WASHINGTON (June 17, 2005) -- In a mixed ruling today, a federal appellate court upheld a lower court decision that the Bush administration improperly withheld documents related to fast-tracking federal energy projects. However, the court also ruled that the administration could continue to withhold the records of key staffers of Vice President Cheney's energy task force.

The D.C. Court of Appeals found that Ronald Montagna, a Bureau of Land Management official, remained an employee of the Interior Department while serving on the White House Task Force on Energy Project Streamlining. As a result, the court ordered the agency to search and publicly disclose records related to Mr. Montagna's work on that task force. The streamlining task force has aggressively opened public lands to energy development at the expense of environmental protection and public participation, according to NRDC (Natural Resources Defense Council).
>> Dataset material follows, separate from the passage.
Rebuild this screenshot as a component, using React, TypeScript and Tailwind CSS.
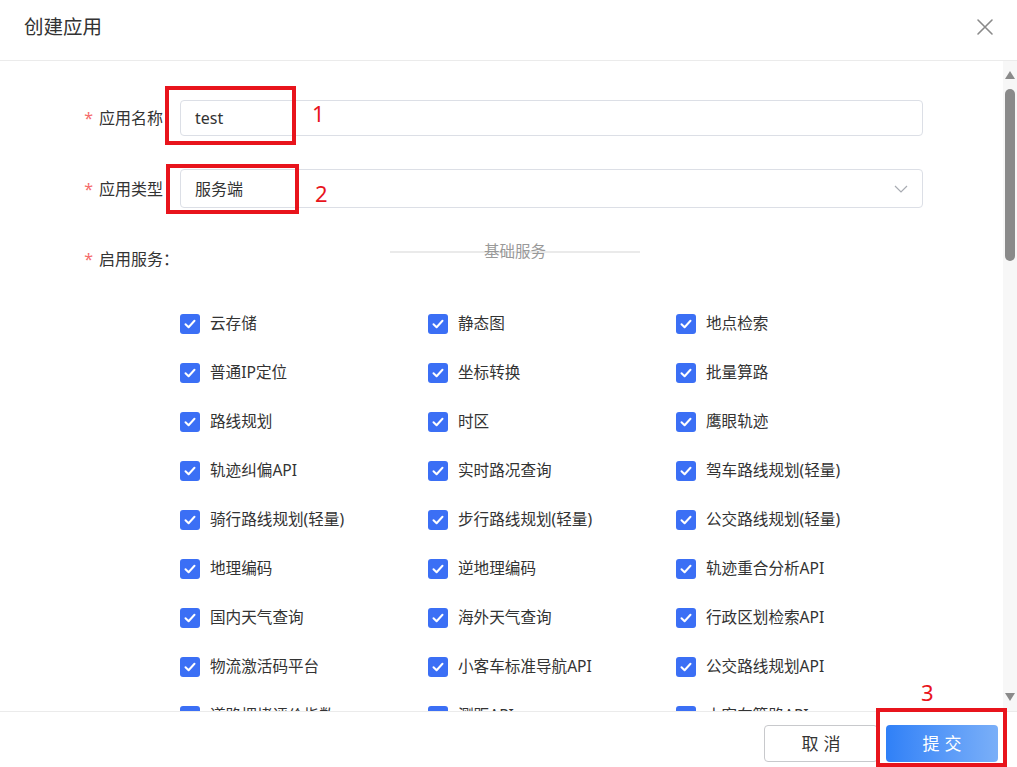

Also in today's decision, the court rebuffed NRDC's efforts to obtain additional documents related to Vice President Cheney's secret energy task force. Specifically, the court denied public access to the records of key officials, including Andrew Lundquist, who remained employed by the Department of Energy (DOE) while staffing the task force. The court found that Lundquist and the others were employees of DOE in name only. Therefore, their records were not subject to public disclosure under the Freedom of Information Act (FOIA).

"NRDC's court victories have already produced enough evidence to show that industry all but held the pen in crafting the Bush administration's polluter-friendly energy policy," said NRDC Senior Attorney Sharon Buccino. "But because Mr. Lundquist ran the secret task force, his records no doubt would have produced the most revealing information yet about the role of industry lobbyists."


In April 2001, NRDC asked DOE for basic information about its role in the Cheney task force, officially called the National Energy Policy Development Group, which was commissioned by President Bush in January 2001. DOE was a leading agency working with the task force to develop the president's policy. In February 2002, in a stinging condemnation of DOE's refusal to obey the Freedom of Information Act (FOIA), a federal district court ordered the agency to release secret documents related to Vice President Cheney's energy task force.

In her opinion, U.S. District Judge Gladys Kessler described DOE as "woefully tardy," and observed that the agency had "no legal, or practical, justification for working at a glacial pace" to fulfill NRDC's request, noting that "the material which [NRDC] seeks is of extraordinary public interest." Judge Kessler directed the government to turn over the documents by March 25, 2002. After reviewing more than 12,000 pages of records related to the task force, NRDC made public -- for the first time -- information confirming that energy industry lobbyists helped craft the administration's national energy policy.

That legal victory was tempered by the administration's refusal to release other likely damning information -- specifically, the records of five key task force staffers including Andrew Lundquist, the panel's executive director. Lundquist is a former top aide to Republican Sens. Frank Murkowski and Ted Stevens of Alaska. After the task force disbanded in September 2001, Lundquist served as an advisor on energy policy to Vice President Cheney. He left the White House in March 2002 to start his own consulting firm in Washington.

Because Lundquist and the others served on the task force as DOE employees, NRDC argued that their records were subject to FOIA disclosure. However, the agency failed to turn over those additional records, prompting NRDC's continued legal action. In March 2004, federal district Judge Paul Friedman ruled in NRDC's favor and ordered DOE to release the records. The U.S. Court of Appeals has now reversed part of that decision.